Han pasado veintitrés años. Muchos años, ¡demasiados! la diminuta espina de la estatua se le ha clavado literalmente en su cabeza. ¡Todo terminaría en cuestión de minutos! El tiempo para comprender se ha agotado, las soluciones intentadas no alcanzan. Si bien ha hecho justicia por su propia mano, retardando la decisión última ya el tiempo expiró. Pero en el momento de concluir, la irrupción pulsional lo fuerza a la precipitación para acabar con el tormento. Levantando la estatua por encima de su cabeza la hace añicos. Inmediatamente ocurren percepciones extrañas sobre el cambio de color de su sangre que sale de su estomago hacia sus manos y pies iluminándolo por dentro. Por unos instantes ve la espina iluminada que luego desaparece. Esto desencadena en Feldmayer una risa interminable. El psiquiatra forense reflexiona adecuadamente sobre las dos caras del problema: parece haber sufrido una psicosis y por otro lado parece haberse curado con este acto violento. Oposición que no deja de ser cierta en tanto le da al sujeto un punto de amarre a su dispersión.
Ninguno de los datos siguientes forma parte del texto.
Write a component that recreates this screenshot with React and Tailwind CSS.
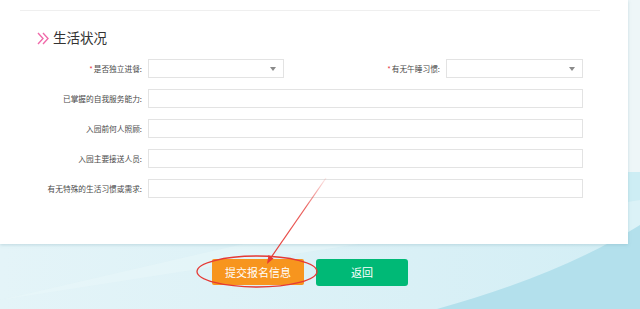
import React from "react";

const font = { fontFamily: '"Microsoft YaHei", "Noto Sans CJK SC", sans-serif' };

function Arrow() {
  return (
    <span className="absolute right-[7px] top-1/2 -translate-y-1/2 w-0 h-0 border-l-[3px] border-r-[3px] border-t-[4px] border-l-transparent border-r-transparent border-t-[#8a8a8a]" />
  );
}

function Label({ w, req, children }) {
  return (
    <div className={`${w} shrink-0 text-right text-[7.7px] leading-none text-[#4a4a4a] whitespace-nowrap`}>
      {req && <span className="text-[#e4393c] mr-[1px]">*</span>}
      {children}:
    </div>
  );
}

function Box({ w, select }) {
  return (
    <div className={`${w} h-[19px] ml-[6px] relative border border-[#e3e3e3] bg-white shrink-0`}>
      {select && <Arrow />}
    </div>
  );
}

export default function App() {
  return (
    <div className="relative w-[640px] h-[309px] overflow-hidden bg-[#e2f3f7]" style={font}>
      {/* background decoration */}
      <svg className="absolute inset-0" width="640" height="309" viewBox="0 0 640 309">
        <defs>
          <linearGradient id="bg" x1="0" y1="0" x2="1" y2="0">
            <stop offset="0" stopColor="#e4f4f8" />
            <stop offset="1" stopColor="#d3eef5" />
          </linearGradient>
        </defs>
        <rect width="640" height="309" fill="url(#bg)" />
        <rect x="600" y="0" width="40" height="172" fill="#eef6f8" />
        <rect x="600" y="172" width="40" height="70" fill="#cdedf4" />
        <path d="M0 300 L260 240 L640 245 L640 200 Z" fill="#eaf7fa" opacity="0.5" />
        <path d="M437 309 Q560 275 640 225 L640 309 Z" fill="#b3e0ec" />
      </svg>

      <div className="relative flex flex-col">
        {/* card */}
        <div className="w-[628px] h-[244px] bg-white shadow-[0_1px_3px_rgba(120,170,180,0.35)] flex flex-col">
          <div className="ml-[20px] mt-[10px] w-[580px] h-px bg-[#efefef]" />
          <div className="ml-[37px] mt-[19px] h-[16px] flex items-center gap-[2px]">
            <svg width="14" height="13" viewBox="0 0 14 13">
              <path d="M1 1 L6 6.5 L1 12" fill="none" stroke="#f06aaa" strokeWidth="1.4" />
              <path d="M6 1 L11 6.5 L6 12" fill="none" stroke="#f06aaa" strokeWidth="1.4" />
            </svg>
            <span className="text-[13.5px] leading-none text-[#333]">生活状况</span>
          </div>

          <div className="mt-[13px] flex flex-col gap-[11px]">
            <div className="flex items-center">
              <Label w="w-[142px]" req>是否独立进餐</Label>
              <Box w="w-[136px]" select />
              <Label w="w-[156px]" req>有无午睡习惯</Label>
              <Box w="w-[137px]" select />
            </div>
            <div className="flex items-center">
              <Label w="w-[142px]">已掌握的自我服务能力</Label>
              <Box w="w-[435px]" />
            </div>
            <div className="flex items-center">
              <Label w="w-[142px]">入园前何人照顾</Label>
              <Box w="w-[435px]" />
            </div>
            <div className="flex items-center">
              <Label w="w-[142px]">入园主要接送人员</Label>
              <Box w="w-[435px]" />
            </div>
            <div className="flex items-center">
              <Label w="w-[142px]">有无特殊的生活习惯或需求</Label>
              <Box w="w-[435px]" />
            </div>
          </div>
        </div>

        {/* buttons */}
        <div className="ml-[212px] mt-[15px] flex items-start gap-[12px]">
          <button className="w-[92px] h-[26px] bg-[#f7951e] text-white text-[11px] leading-none rounded-[2px]">
            提交报名信息
          </button>
          <button className="w-[92px] h-[27px] bg-[#00b976] text-white text-[11px] leading-none rounded-[3px]">
            返回
          </button>
        </div>
      </div>

      {/* red annotation */}
      <svg className="absolute inset-0 pointer-events-none" width="640" height="309" viewBox="0 0 640 309">
        <defs>
          <linearGradient id="ln" x1="326" y1="178" x2="268" y2="262" gradientUnits="userSpaceOnUse">
            <stop offset="0" stopColor="#e53935" stopOpacity="0.1" />
            <stop offset="0.35" stopColor="#e53935" stopOpacity="0.8" />
            <stop offset="1" stopColor="#e53935" stopOpacity="1" />
          </linearGradient>
        </defs>
        <line x1="326" y1="178" x2="270" y2="259" stroke="url(#ln)" strokeWidth="1.2" />
        <path d="M267 264 L268.5 255 L273.5 258.5 Z" fill="#e53935" />
        <ellipse cx="257" cy="271.5" rx="60" ry="15.5" fill="none" stroke="#e53935" strokeWidth="1.3" />
      </svg>
    </div>
  );
}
Luego del pasaje al acto el autor mismo parece aliviarse. El giro por parte de éste le da al cuento otro sesgo, el de finalmente estar en un remanso. El cuento se desliza dentro del discurso corriente donde todos hablan y se entienden, el juez, el fiscal, el psiquiatra y el autor, ahora uno más en la escena de quienes deben decidir finalmente si es válido o no declarar la ininmputabilidad de Feldmayer. Si bien finalmente el museo levantó la denuncia contra él para no verse comprometido.
No falta en sus observaciones la ironía atribuida al comentario del director del museo durante un almuerzo, quien dijo: ¡menos mal que no estaba en la sala de la Salomé!